True confession.

I do not have all my ducks in a row. Not in any area of my life.

I’ve been told that I can sound like I have it all together…and then people meet me in real life and come to see reality.

My ducks aren’t in a row when it comes to my personal life, family life, computer life, meal planning, health, fitness, housework, parenting, homeschool life nor my theology. I simply don’t have concrete thoughts or actions on it all. I might sound it, but I don’t. There have been times in my life when I mistakenly thought I had my ducks in a row in a particular area, like homeschooling. But then something will change and I’ll realise that I never did have it all under control…or maybe I did for that time, that season, that place. But life circumstances change. Right? Surely, at the very least, I would have my theology ducks all lined up in a nice, neat row eh? Ah! wrong again! Just when I thought I did- something happens and slowly I’ve come to see that I don’t even have a handle on that. (Yes yes, I can hear some of you giggling right now).

many times over the last few years, life has felt like this

Many times over the last few years, life has felt like this!

Would you believe that there was a time that I was firmly convinced that not all children who die would go to heaven? It just didn’t mesh with my theology. And then I had a child or rather I became a parent. My perspective changed. My circumstance changed. I was able to learn something through my experience. I learned something about the nature of God – God the Father. My understanding of God as Father changed, thus my theology ducks changed. Did God change? Nah, but I did.

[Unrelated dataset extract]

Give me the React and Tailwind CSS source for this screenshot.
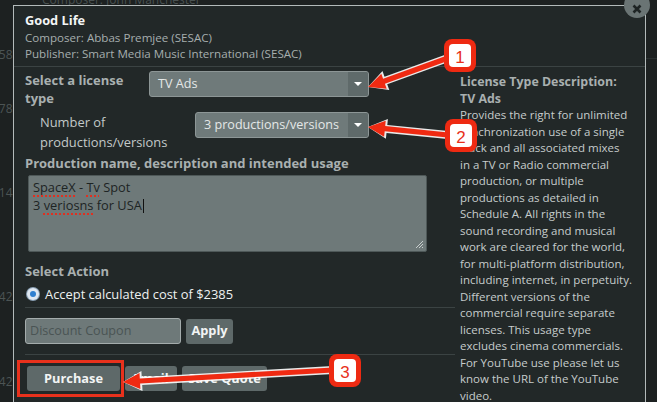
import React from 'react'

const descriptionLines = [
  'Provides the right for unlimited',
  'synchronization use of a single',
  'track and all associated mixes',
  'in a TV or Radio commercial',
  'production, or multiple',
  'productions as detailed in',
  'Schedule A. All rights in the',
  'sound recording and musical',
  'work are cleared for the world,',
  'for multi-platform distribution,',
  'including internet, in perpetuity.',
  'Different versions of the',
  'commercial require separate',
  'licenses. This usage type',
  'excludes cinema commercials.',
  'For YouTube use please let us',
  'know the URL of the YouTube',
  'video.',
]

function arrowPoints([tx, ty], [hx, hy], shaft = 2.6, head = 8, len = 17) {
  const dx = hx - tx
  const dy = hy - ty
  const d = Math.hypot(dx, dy)
  const ux = dx / d
  const uy = dy / d
  const nx = -uy
  const ny = ux
  const bx = hx - ux * len
  const by = hy - uy * len
  const p = [
    [tx + nx * shaft, ty + ny * shaft],
    [bx + nx * shaft, by + ny * shaft],
    [bx + nx * head, by + ny * head],
    [hx, hy],
    [bx - nx * head, by - ny * head],
    [bx - nx * shaft, by - ny * shaft],
    [tx - nx * shaft, ty - ny * shaft],
  ]
  return p.map(([x, y]) => `${x.toFixed(1)},${y.toFixed(1)}`).join(' ')
}

function Badge({ x, y, n }) {
  return (
    <g>
      <rect x={x} y={y} width="32" height="33" rx="8" fill="#ee2a12" />
      <rect x={x + 5} y={y + 5} width="22" height="23" rx="4" fill="#ffffff" />
      <text
        x={x + 16}
        y={y + 23.5}
        textAnchor="middle"
        fontSize="17"
        fontFamily="Liberation Sans, Arial, sans-serif"
        fill="#e8301a"
      >
        {n}
      </text>
    </g>
  )
}

function Callouts() {
  const arrows = [
    [[448, 58], [368, 87]],
    [[448, 135], [368, 127]],
    [[333, 370], [123, 382]],
  ]
  return (
    <svg className="absolute inset-0 pointer-events-none" width="657" height="402">
      {arrows.map(([a, b], i) => (
        <polygon key={'o' + i} points={arrowPoints(a, b, 4, 10, 19)} fill="#ffffff" opacity="0.9" />
      ))}
      {arrows.map(([a, b], i) => (
        <polygon key={'r' + i} points={arrowPoints(a, b)} fill="#ef2a12" />
      ))}
      <Badge x={444} y={39} n="1" />
      <Badge x={445} y={119} n="2" />
      <Badge x={329} y={354} n="3" />
    </svg>
  )
}

function Select({ value, className }) {
  return (
    <div className={`flex h-[26px] shrink-0 rounded-[3px] border border-[#8d9696] bg-[#6f7a7a] ${className}`}>
      <div className="flex-1 px-[8px] text-[12.6px] leading-[24px] text-[#e4e8e8] truncate">{value}</div>
      <div className="flex w-[20px] items-center justify-center rounded-r-[2px] bg-[#5f6a6a]">
        <div className="h-0 w-0 border-x-[4px] border-t-[4px] border-x-transparent border-t-white" />
      </div>
    </div>
  )
}

function Btn({ children, className = '' }) {
  return (
    <div className={`flex h-[25px] items-center justify-center rounded-[3px] bg-[#5e6969] text-[12.8px] font-bold text-[#f2f4f4] ${className}`}>
      {children}
    </div>
  )
}

const wavy = 'underline decoration-dotted decoration-[#e03020] decoration-2 underline-offset-[3px]'

export default function App() {
  return (
    <div className="relative h-[402px] w-[657px] overflow-hidden bg-[#1d2121] font-['Open_Sans',sans-serif]">
      {/* page behind the dialog */}
      <div className="absolute left-[42px] top-[-9px] text-[12px] text-[#4a5252]">Composer: John Manchester</div>
      {[['358', 46], ['278', 100], ['714', 184], ['642', 288], ['642', 373]].map(([t, y]) => (
        <div key={y} className="absolute left-[-8px] text-[12px] text-[#4c5454]" style={{ top: y }}>
          {t}
        </div>
      ))}
      <div className="absolute right-0 top-[58px] h-px w-[12px] bg-[#2a3030]" />

      {/* dialog */}
      <div className="absolute left-[13px] top-[5px] h-[420px] w-[633px] border border-[#b3baba] bg-[#222828]">
        <div className="px-[11px] pt-[4px]">
          <div className="text-[12.8px] font-bold leading-[20px] text-[#f4f6f6]">Good Life</div>
          <div className="text-[11.6px] leading-[16px] text-[#a6aeae]">Composer: Abbas Premjee (SESAC)</div>
          <div className="text-[11.6px] leading-[16px] text-[#a6aeae]">Publisher: Smart Media Music International (SESAC)</div>
        </div>
        <div className="mt-[4px] h-px bg-[#3b4343]" />

        <div className="flex">
          {/* left column */}
          <div className="w-[441px] shrink-0 pl-[11px]">
            <div className="mt-[4px] flex items-start">
              <div className="w-[124px] pr-[12px] text-[13px] font-bold leading-[18px] text-[#a9b0b0]">Select a license type</div>
              <Select value="TV Ads" className="w-[220px]" />
            </div>
            <div className="mt-[5px] flex items-start">
              <div className="w-[170px] pl-[15px] text-[12.9px] leading-[20px] text-[#c3c9c9]">Number of productions/versions</div>
              <Select value="3 productions/versions" className="w-[174px]" />
            </div>
            <div className="mt-[2px] text-[13px] font-bold leading-[18px] text-[#a9b0b0]">
              Production name, description and intended usage
            </div>
            <div className="relative ml-[3px] mt-[3px] h-[77px] w-[399px] rounded-[2px] border border-[#4e5858] bg-[#6e7979] px-[4px] pt-[3px] text-[12.8px] leading-[17px] text-[#1d2424]">
              <div>
                <span className={wavy}>SpaceX</span> - <span className={wavy}>Tv</span> Spot
              </div>
              <div>
                3 <span className={wavy}>veriosns</span> for USA
                <span className="ml-px inline-block h-[14px] w-px translate-y-[3px] bg-[#111]" />
              </div>
              <svg className="absolute bottom-[2px] right-[2px]" width="9" height="9">
                <path d="M1 8 L8 1 M4 8 L8 4 M7 8 L8 7" stroke="#c8cece" strokeWidth="1" />
              </svg>
            </div>
            <div className="mt-[10px] text-[13px] font-bold leading-[18px] text-[#a9b0b0]">Select Action</div>
            <div className="mt-[5px] flex items-center gap-[6px] pl-[2px]">
              <div className="flex h-[12px] w-[12px] items-center justify-center rounded-full bg-[#dfe8f2] shadow-[0_0_0_1px_#8aa0b5]">
                <div className="h-[6px] w-[6px] rounded-full bg-[#2f7fd0]" />
              </div>
              <div className="text-[12.9px] leading-[18px] text-[#eef1f1]">Accept calculated cost of $2385</div>
            </div>
            <div className="mt-[4px] h-px w-[430px] bg-[#3b4343]" />
            <div className="mt-[10px] flex items-center gap-[5px]">
              <div className="h-[26px] w-[156px] rounded-[3px] border border-[#a4acac] bg-[#6e7979] px-[4px] text-[12.6px] leading-[24px] text-[#4a5454]">
                Discount Coupon
              </div>
              <Btn className="w-[47px]">Apply</Btn>
            </div>
            <div className="mt-[10px] h-px w-[430px] bg-[#3b4343]" />
            <div className="mt-[11px] flex gap-[5px] pl-[2px]">
              <div className="relative">
                <Btn className="w-[93px]">Purchase</Btn>
                <div className="absolute left-[-10px] top-[-6px] h-[37px] w-[107px] border-[3px] border-[#e8311c]" />
              </div>
              <Btn className="w-[52px]">Email</Btn>
              <Btn className="w-[85px]">Save Quote</Btn>
            </div>
          </div>

          {/* right column */}
          <div className="w-[180px] shrink-0 pl-[5px] pt-[6px]">
            <div className="text-[12.4px] font-bold leading-[17px] text-[#a9b0b0]">License Type Description:</div>
            <div className="text-[12.4px] font-bold leading-[17px] text-[#a9b0b0]">TV Ads</div>
            <div className="whitespace-nowrap text-[11.5px] leading-[16.5px] text-[#c6cccc]">
              {descriptionLines.map((l) => (
                <div key={l}>{l}</div>
              ))}
            </div>
          </div>
        </div>
      </div>

      {/* close button */}
      <div className="absolute left-[624px] top-[-8px] flex h-[26px] w-[26px] items-center justify-center rounded-full bg-[#6a7474]">
        <svg width="10" height="10" viewBox="0 0 10 10" className="mt-[7px]">
          <path d="M1.5 1.5 L8.5 8.5 M8.5 1.5 L1.5 8.5" stroke="#1e2424" strokeWidth="2.6" />
        </svg>
      </div>

      <Callouts />
    </div>
  )
}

I used to silently believe that there were certain things that my children would never do. I would look at other children/youth and think that my children would be different. I would parent them so as not to harvest ‘that’ fruit. And then I became a parent. Then my children grew and started going through puberty. Then my perspective changed.

I had many dreams or ideals. They weren’t wrong or silly, but my dreams didn’t allow for deviation, therefore I often found my inner self struggling to accept things that were often outside of my control. Maybe I dreamed or aimed too high but I don’t think so. I just need to have the Father’s heart in it all – I need a godly perspective in it all.

Over the last few years, I’ve had to realise and accept that I can tend to be a control freak…and when it hasn’t gone my way I can get myself into a real head mess. It ain’t pretty. But it happens because I let my dreams and ideals take a place in my life that they shouldn’t have. I was still looking at all the outward stuff – I’d created images of what I thought was good, pure, noble, worthy, family, relationships, etc. A good homeschool student, a good homeschool mum, a good, Christian wife, a good Christian family, etc. I was looking to others and to images that I’d built up or created in my own mind. I saw these images as good – having all my ducks in a row. While it was a dream, it was a good dream but rarely reality.

Looking back over the last 2 years I would have to say that my life theme was “I don’t have all my ducks in a row”. You know what? I don’t plan a theme- I usually discern it at the end of the year but I can’t help but feel that it will be the repeated theme for me this year. But that’s life! I can’t control everything, regardless of how much I try. I will make mistakes. I will learn new things. I will pick myself back up and try again. That’s life. And I praise God for every breathe that He gives to me.

But in the end, I know that this is us.

But in the end, I know that this is us.